● SOURCE EXCERPT
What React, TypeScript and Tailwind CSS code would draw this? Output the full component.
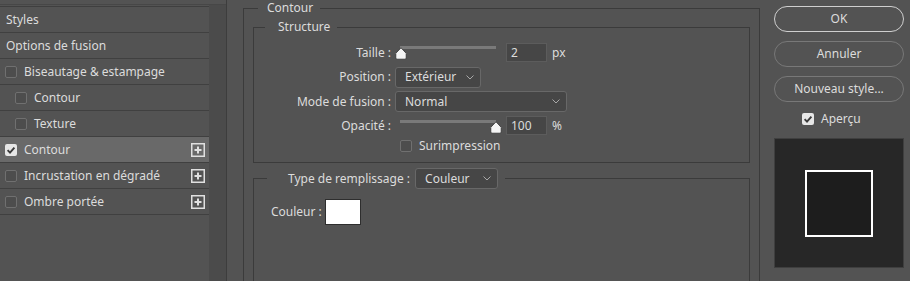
import type { ReactNode } from "react";

const LAYERS = [
  { label: "Styles", kind: "plain" },
  { label: "Options de fusion", kind: "plain" },
  { label: "Biseautage & estampage", kind: "check" },
  { label: "Contour", kind: "sub" },
  { label: "Texture", kind: "sub" },
  { label: "Contour", kind: "check", on: true, plus: true, active: true },
  { label: "Incrustation en dégradé", kind: "check", plus: true },
  { label: "Ombre portée", kind: "check", plus: true },
];

function Check({ on }: { on?: boolean }) {
  if (on) {
    return (
      <span className="flex h-[12px] w-[12px] shrink-0 items-center justify-center rounded-[2px] bg-[#e6e6e6]">
        <svg viewBox="0 0 12 12" className="h-[12px] w-[12px]">
          <path d="M2.6 6.2 L5 8.6 L9.4 3.6" fill="none" stroke="#3a3a3a" strokeWidth="1.9" />
        </svg>
      </span>
    );
  }
  return <span className="h-[12px] w-[12px] shrink-0 rounded-[2px] border border-[#707070] bg-[#4d4d4d]" />;
}

function PlusBox() {
  return (
    <svg viewBox="0 0 14 14" className="ml-auto mr-[4px] h-[14px] w-[14px]">
      <rect x="0.75" y="0.75" width="12.5" height="12.5" fill="none" stroke="#e0e0e0" strokeWidth="1.5" />
      <path d="M3.5 7 H10.5 M7 3.5 V10.5" stroke="#e0e0e0" strokeWidth="2" />
    </svg>
  );
}

function Select({ value, className }: { value: string; className: string }) {
  return (
    <div
      className={`flex items-center justify-between rounded-[3px] border border-[#686868] bg-[#464646] pl-[9px] pr-[6px] ${className}`}
    >
      <span>{value}</span>
      <svg viewBox="0 0 8 5" className="h-[5px] w-[8px]">
        <path d="M0.5 0.5 L4 4 L7.5 0.5" fill="none" stroke="#a8a8a8" strokeWidth="1" />
      </svg>
    </div>
  );
}

function Thumb({ className }: { className: string }) {
  return (
    <svg viewBox="0 0 12 13" className={`absolute h-[13px] w-[12px] ${className}`}>
      <path
        d="M6 0.8 L11.2 6.3 L11.2 11 Q11.2 12.2 10 12.2 L2 12.2 Q0.8 12.2 0.8 11 L0.8 6.3 Z"
        fill="#f4f4f4"
        stroke="#2e2e2e"
        strokeWidth="0.8"
      />
    </svg>
  );
}

function Row({ label, children, className }: { label: string; children: ReactNode; className: string }) {
  return (
    <div className={`flex items-center ${className}`}>
      <span className="w-[141px] shrink-0 pr-[4px] text-right">{label}</span>
      {children}
    </div>
  );
}

function NumBox({ value }: { value: string }) {
  return (
    <div className="ml-[10px] flex h-[19px] w-[41px] items-center border border-[#5c5c5c] bg-[#464646] pl-[4px]">
      {value}
    </div>
  );
}

export default function App() {
  return (
    <div className="flex h-[281px] w-[910px] overflow-hidden bg-[#535353] font-['Noto_Sans',sans-serif] text-[12px] leading-[16px] text-[#dcdcdc]">
      {/* Style list */}
      <div className="flex w-[227px] shrink-0 flex-col border-r border-[#3d3d3d] pt-[4px]">
        <div className="flex flex-1 border-t border-[#474747]">
          <div className="w-[209px] pt-[1px]">
            <div className="border-t border-[#3f3f3f]">
              {LAYERS.map((l, i) => (
                <div
                  key={i}
                  className={`flex h-[26px] items-center border-b border-[#404040] ${
                    l.active ? "bg-[#696969]" : ""
                  } ${l.kind === "plain" ? "pl-[6px]" : l.kind === "sub" ? "pl-[15px]" : "pl-[5px]"}`}
                >
                  {l.kind !== "plain" && <Check on={l.on} />}
                  <span className={l.kind === "plain" ? "" : "ml-[7px]"}>{l.label}</span>
                  {l.plus && <PlusBox />}
                </div>
              ))}
            </div>
          </div>
          <div className="w-[17px] bg-[#4b4b4b]" />
        </div>
      </div>

      {/* Settings */}
      <div className="flex pl-[16px]">
        <fieldset className="h-[400px] w-[517px] shrink-0 border border-[#3b3b3b] px-[9px] pt-[3px]">
          <legend className="ml-[5px] pl-[9px] pr-[7px] leading-[16px]">Contour</legend>

          <fieldset className="border border-[#3b3b3b] pb-[9px] pt-[8px]">
            <legend className="ml-[11px] pl-[13px] pr-[7px] leading-[16px]">Structure</legend>

            <Row label="Taille :" className="h-[19px]">
              <div className="relative ml-[5px] h-[19px] w-[96px]">
                <div className="mt-[3px] h-[3px] bg-[#7a7a7a]" />
                <Thumb className="left-[-5px] top-[4px]" />
              </div>
              <NumBox value="2" />
              <span className="ml-[5px]">px</span>
            </Row>

            <Row label="Position :" className="mt-[4px] h-[22px]">
              <Select value="Extérieur" className="h-[21px] w-[86px]" />
            </Row>

            <Row label="Mode de fusion :" className="mt-[3px] h-[21px]">
              <Select value="Normal" className="h-[21px] w-[172px]" />
            </Row>

            <Row label="Opacité :" className="mt-[4px] h-[19px]">
              <div className="relative ml-[5px] h-[19px] w-[96px]">
                <div className="mt-[4px] h-[3px] bg-[#7a7a7a]" />
                <Thumb className="left-[90px] top-[5px]" />
              </div>
              <NumBox value="100" />
              <span className="ml-[5px]">%</span>
            </Row>

            <div className="ml-[146px] mt-[3px] flex h-[15px] items-center gap-[7px]">
              <Check />
              <span>Surimpression</span>
            </div>
          </fieldset>

          <fieldset className="mt-[5px] h-[200px] border border-[#3b3b3b] pt-[10px]">
            <legend className="ml-[13px] pl-[21px] pr-[7px]">
              <div className="flex items-center gap-[5px]">
                <span>Type de remplissage :</span>
                <Select value="Couleur" className="h-[21px] w-[83px]" />
              </div>
            </legend>
            <div className="flex items-center gap-[3px] pl-[17px]">
              <span>Couleur :</span>
              <div className="h-[26px] w-[36px] border border-[#2e2e2e] bg-white" />
            </div>
          </fieldset>
        </fieldset>

        {/* Buttons + preview */}
        <div className="ml-[14px] flex w-[130px] shrink-0 flex-col pt-[6px]">
          <button className="h-[26px] rounded-full border border-[#cfcfcf] text-center">OK</button>
          <button className="mt-[9px] h-[26px] rounded-full border border-[#787878] text-center">Annuler</button>
          <button className="mt-[9px] h-[26px] rounded-full border border-[#787878] text-center">
            Nouveau style...
          </button>
          <div className="mt-[9px] flex h-[16px] items-center gap-[7px] pl-[28px]">
            <Check on />
            <span>Aperçu</span>
          </div>
          <div className="mt-[11px] flex h-[130px] w-[130px] items-center justify-center border border-[#3f3f3f] bg-[#272727]">
            <div className="h-[67px] w-[68px] border-2 border-white bg-[#1d1d1d]" />
          </div>
        </div>
      </div>
    </div>
  );
}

● EXERCISE DETAILS
The material above holds pictures; copy everything else in it exactly.

● THE RESULT
What React, TypeScript and Tailwind CSS code would draw this? Output the full component.
import type { ReactNode } from "react";

const LAYERS = [
  { label: "Styles", kind: "plain" },
  { label: "Options de fusion", kind: "plain" },
  { label: "Biseautage & estampage", kind: "check" },
  { label: "Contour", kind: "sub" },
  { label: "Texture", kind: "sub" },
  { label: "Contour", kind: "check", on: true, plus: true, active: true },
  { label: "Incrustation en dégradé", kind: "check", plus: true },
  { label: "Ombre portée", kind: "check", plus: true },
];

function Check({ on }: { on?: boolean }) {
  if (on) {
    return (
      <span className="flex h-[12px] w-[12px] shrink-0 items-center justify-center rounded-[2px] bg-[#e6e6e6]">
        <svg viewBox="0 0 12 12" className="h-[12px] w-[12px]">
          <path d="M2.6 6.2 L5 8.6 L9.4 3.6" fill="none" stroke="#3a3a3a" strokeWidth="1.9" />
        </svg>
      </span>
    );
  }
  return <span className="h-[12px] w-[12px] shrink-0 rounded-[2px] border border-[#707070] bg-[#4d4d4d]" />;
}

function PlusBox() {
  return (
    <svg viewBox="0 0 14 14" className="ml-auto mr-[4px] h-[14px] w-[14px]">
      <rect x="0.75" y="0.75" width="12.5" height="12.5" fill="none" stroke="#e0e0e0" strokeWidth="1.5" />
      <path d="M3.5 7 H10.5 M7 3.5 V10.5" stroke="#e0e0e0" strokeWidth="2" />
    </svg>
  );
}

function Select({ value, className }: { value: string; className: string }) {
  return (
    <div
      className={`flex items-center justify-between rounded-[3px] border border-[#686868] bg-[#464646] pl-[9px] pr-[6px] ${className}`}
    >
      <span>{value}</span>
      <svg viewBox="0 0 8 5" className="h-[5px] w-[8px]">
        <path d="M0.5 0.5 L4 4 L7.5 0.5" fill="none" stroke="#a8a8a8" strokeWidth="1" />
      </svg>
    </div>
  );
}

function Thumb({ className }: { className: string }) {
  return (
    <svg viewBox="0 0 12 13" className={`absolute h-[13px] w-[12px] ${className}`}>
      <path
        d="M6 0.8 L11.2 6.3 L11.2 11 Q11.2 12.2 10 12.2 L2 12.2 Q0.8 12.2 0.8 11 L0.8 6.3 Z"
        fill="#f4f4f4"
        stroke="#2e2e2e"
        strokeWidth="0.8"
      />
    </svg>
  );
}

function Row({ label, children, className }: { label: string; children: ReactNode; className: string }) {
  return (
    <div className={`flex items-center ${className}`}>
      <span className="w-[141px] shrink-0 pr-[4px] text-right">{label}</span>
      {children}
    </div>
  );
}

function NumBox({ value }: { value: string }) {
  return (
    <div className="ml-[10px] flex h-[19px] w-[41px] items-center border border-[#5c5c5c] bg-[#464646] pl-[4px]">
      {value}
    </div>
  );
}

export default function App() {
  return (
    <div className="flex h-[281px] w-[910px] overflow-hidden bg-[#535353] font-['Noto_Sans',sans-serif] text-[12px] leading-[16px] text-[#dcdcdc]">
      {/* Style list */}
      <div className="flex w-[227px] shrink-0 flex-col border-r border-[#3d3d3d] pt-[4px]">
        <div className="flex flex-1 border-t border-[#474747]">
          <div className="w-[209px] pt-[1px]">
            <div className="border-t border-[#3f3f3f]">
              {LAYERS.map((l, i) => (
                <div
                  key={i}
                  className={`flex h-[26px] items-center border-b border-[#404040] ${
                    l.active ? "bg-[#696969]" : ""
                  } ${l.kind === "plain" ? "pl-[6px]" : l.kind === "sub" ? "pl-[15px]" : "pl-[5px]"}`}
                >
                  {l.kind !== "plain" && <Check on={l.on} />}
                  <span className={l.kind === "plain" ? "" : "ml-[7px]"}>{l.label}</span>
                  {l.plus && <PlusBox />}
                </div>
              ))}
            </div>
          </div>
          <div className="w-[17px] bg-[#4b4b4b]" />
        </div>
      </div>

      {/* Settings */}
      <div className="flex pl-[16px]">
        <fieldset className="h-[400px] w-[517px] shrink-0 border border-[#3b3b3b] px-[9px] pt-[3px]">
          <legend className="ml-[5px] pl-[9px] pr-[7px] leading-[16px]">Contour</legend>

          <fieldset className="border border-[#3b3b3b] pb-[9px] pt-[8px]">
            <legend className="ml-[11px] pl-[13px] pr-[7px] leading-[16px]">Structure</legend>

            <Row label="Taille :" className="h-[19px]">
              <div className="relative ml-[5px] h-[19px] w-[96px]">
                <div className="mt-[3px] h-[3px] bg-[#7a7a7a]" />
                <Thumb className="left-[-5px] top-[4px]" />
              </div>
              <NumBox value="2" />
              <span className="ml-[5px]">px</span>
            </Row>

            <Row label="Position :" className="mt-[4px] h-[22px]">
              <Select value="Extérieur" className="h-[21px] w-[86px]" />
            </Row>

            <Row label="Mode de fusion :" className="mt-[3px] h-[21px]">
              <Select value="Normal" className="h-[21px] w-[172px]" />
            </Row>

            <Row label="Opacité :" className="mt-[4px] h-[19px]">
              <div className="relative ml-[5px] h-[19px] w-[96px]">
                <div className="mt-[4px] h-[3px] bg-[#7a7a7a]" />
                <Thumb className="left-[90px] top-[5px]" />
              </div>
              <NumBox value="100" />
              <span className="ml-[5px]">%</span>
            </Row>

            <div className="ml-[146px] mt-[3px] flex h-[15px] items-center gap-[7px]">
              <Check />
              <span>Surimpression</span>
            </div>
          </fieldset>

          <fieldset className="mt-[5px] h-[200px] border border-[#3b3b3b] pt-[10px]">
            <legend className="ml-[13px] pl-[21px] pr-[7px]">
              <div className="flex items-center gap-[5px]">
                <span>Type de remplissage :</span>
                <Select value="Couleur" className="h-[21px] w-[83px]" />
              </div>
            </legend>
            <div className="flex items-center gap-[3px] pl-[17px]">
              <span>Couleur :</span>
              <div className="h-[26px] w-[36px] border border-[#2e2e2e] bg-white" />
            </div>
          </fieldset>
        </fieldset>

        {/* Buttons + preview */}
        <div className="ml-[14px] flex w-[130px] shrink-0 flex-col pt-[6px]">
          <button className="h-[26px] rounded-full border border-[#cfcfcf] text-center">OK</button>
          <button className="mt-[9px] h-[26px] rounded-full border border-[#787878] text-center">Annuler</button>
          <button className="mt-[9px] h-[26px] rounded-full border border-[#787878] text-center">
            Nouveau style...
          </button>
          <div className="mt-[9px] flex h-[16px] items-center gap-[7px] pl-[28px]">
            <Check on />
            <span>Aperçu</span>
          </div>
          <div className="mt-[11px] flex h-[130px] w-[130px] items-center justify-center border border-[#3f3f3f] bg-[#272727]">
            <div className="h-[67px] w-[68px] border-2 border-white bg-[#1d1d1d]" />
          </div>
        </div>
      </div>
    </div>
  );
}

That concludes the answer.